A FEW MONTHS ago Progressive, an insurance company, ran a video ad on Facebook featuring a grown man who acts like a baby and is carried around in a sling. The ad urged youngsters to “act your age” by renouncing their parents’ car insurance and buying their own. When Facebook employees chuckled about it during a meeting, David Fischer, the firm’s 41-year-old head of marketing, wondered why he had never seen it. He was too old, his colleagues said. Progressive was trying to appeal to young drivers, so it served up the ad only to them.
In 1963 David Ogilvy, the father of Madison Avenue and author of a classic business book, “Confessions of an Advertising Man”, wrote: “An advertisement is like a radar sweep, constantly hunting new prospects as they come into the market. Get a good radar, and keep it sweeping.” Half a century later advertisers are at last taking him at his word. Behavioural profiling has gone viral across the internet, enabling firms to reach users with specific messages based on their location, interests, browsing history and demographic group. Ads can now follow users from site to site: a customer who looks online for flights to Frankfurt will be inundated with German holiday offers. Conversant, a digital-marketing firm, uses an algorithm to deliver around 800, 000 variations of an ad to its big clients’ prospective customers to make it as irresistible as possible. Kraft, a food company, monitors online opinions on its brands in an office which it calls “the looking glass”.

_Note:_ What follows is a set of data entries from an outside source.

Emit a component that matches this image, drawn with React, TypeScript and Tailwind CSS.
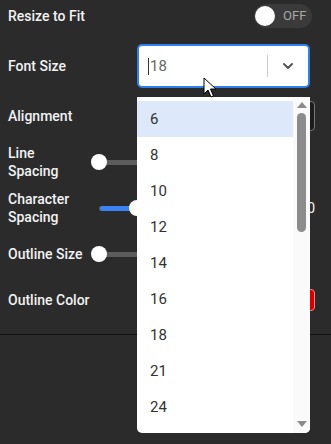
import { ChevronDown } from "lucide-react";

const sizes = ["6", "8", "10", "12", "14", "16", "18", "21", "24"];

function Slider({ value, active }: { value: number; active?: boolean }) {
  return (
    <div className="relative flex-1 h-4 flex items-center">
      <div className="absolute left-2 right-0 h-[5px] bg-[#5c5c5c] rounded-full" />
      {active && <div className="absolute left-[9px] h-[5px] bg-[#3b82f6] rounded-full" style={{ width: value }} />}
      <div className="absolute w-4 h-4 rounded-full bg-white" style={{ left: active ? value : 0 }} />
    </div>
  );
}

export default function App() {
  return (
    <div className="relative w-[331px] h-[444px] overflow-hidden bg-[#2b2b2b] text-[14px] font-medium text-[#f2f2f2]" style={{ fontFamily: "Roboto, 'Liberation Sans', sans-serif" }}>
      <div className="pl-2 pr-4 pt-1">
        {/* Resize to Fit */}
        <div className="flex items-center h-6">
          <span className="flex-1">Resize to Fit</span>
          <div className="flex items-center w-[58px] h-6 mr-[3px] rounded-full bg-[#3a3a3a] pl-[1px]">
            <div className="w-5 h-5 rounded-full bg-white" />
            <span className="ml-2 text-[13px] font-normal text-[#a8a8a8]">OFF</span>
          </div>
        </div>

        {/* Font Size */}
        <div className="flex items-center h-11 mt-4">
          <span className="w-[129px]">Font Size</span>
          <div className="flex items-center w-[173px] h-11 border-2 border-[#2f80ed] rounded-[5px] bg-white">
            <span className="ml-[9px] h-[17px] w-px bg-[#333]" />
            <span className="ml-px text-[15px] font-normal text-[#666]">18</span>
            <div className="ml-auto h-[22px] w-px bg-[#ccc]" />
            <div className="w-10 flex justify-center">
              <ChevronDown className="w-4 h-4 text-[#555]" strokeWidth={3} />
            </div>
          </div>
        </div>

        {/* Alignment */}
        <div className="flex items-center h-[30px] mt-[13px]">
          <span className="flex-1">Alignment</span>
          <div className="w-[178px] h-[30px] rounded border border-[#777] bg-[#1c1c1c]" />
        </div>

        {/* Line Spacing */}
        <div className="flex items-center h-9 mt-[13px]">
          <span className="w-[83px] leading-[18px]">Line<br />Spacing</span>
          <Slider value={0} />
          <span className="w-6" />
        </div>

        {/* Character Spacing */}
        <div className="flex items-center h-9 mt-[10px]">
          <span className="w-[83px] leading-[18px]">Character<br />Spacing</span>
          <Slider value={38} active />
          <span className="w-6 text-right font-normal">0</span>
        </div>

        {/* Outline Size */}
        <div className="flex items-center h-9 mt-[10px]">
          <span className="w-[83px]">Outline Size</span>
          <Slider value={0} />
          <span className="w-6" />
        </div>

        {/* Outline Color */}
        <div className="flex items-center h-[22px] mt-[17px]">
          <span className="flex-1">Outline Color</span>
          <div className="w-10 h-[22px] rounded border border-[#e88] bg-[#d40000]" />
        </div>
      </div>

      <div className="mt-[23px] h-px bg-[#111]" />

      {/* dropdown list */}
      <div className="absolute left-[137px] top-[97px] w-[173px] h-[336px] flex rounded-b-[5px] overflow-hidden bg-white">
        <div className="flex-1 pt-1">
          {sizes.map((s, i) => (
            <div key={s} className={`h-9 flex items-center pl-[13px] text-[15px] font-normal text-[#333] ${i === 0 ? "bg-[#dde9fb]" : ""}`}>
              {s}
            </div>
          ))}
        </div>
        <div className="w-[17px] bg-[#fafafa] flex flex-col items-center">
          <svg width="12" height="8" viewBox="0 0 12 8" className="mt-[4px]">
            <path d="M6 1 L11 7 L1 7 Z" fill="#8a8a8a" />
          </svg>
          <div className="mt-[4px] w-[9px] h-[119px] rounded-full bg-[#8c8c8c]" />
          <svg width="12" height="8" viewBox="0 0 12 8" className="mt-auto mb-[5px]">
            <path d="M1 1 L11 1 L6 7 Z" fill="#8a8a8a" />
          </svg>
        </div>
      </div>

      {/* mouse cursor */}
      <svg className="absolute left-[203px] top-[77px]" width="14" height="22" viewBox="0 0 14 22">
        <path d="M1 1 L1 17 L5 13 L8 20 L10.5 19 L7.5 12 L13 12 Z" fill="white" stroke="black" strokeWidth="1" strokeLinejoin="round" />
      </svg>
    </div>
  );
}
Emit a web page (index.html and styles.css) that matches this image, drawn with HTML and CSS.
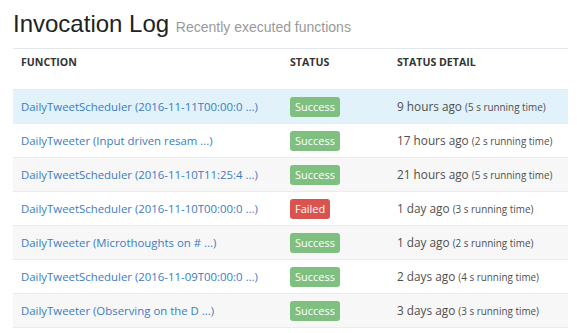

Extreme personalisation in advertising has been slow to come, except in search advertising, where Google, Yahoo and other engines have been serving up ads tailored to users’ interests for years. But now it has arrived in earnest. According to one poll by Adobe, a software company, most marketers say they have seen more change in the past two years than in the previous 50.
In the classic advertising model, firms used to place ads with media that brought together the audiences they were after. They would go for business executives in the Wall Street Journal, for example, or youngsters on MTV. But now advertisers no longer have to rely on media as proxies for consumers, because they have more tools and data to target precisely the people they want to reach.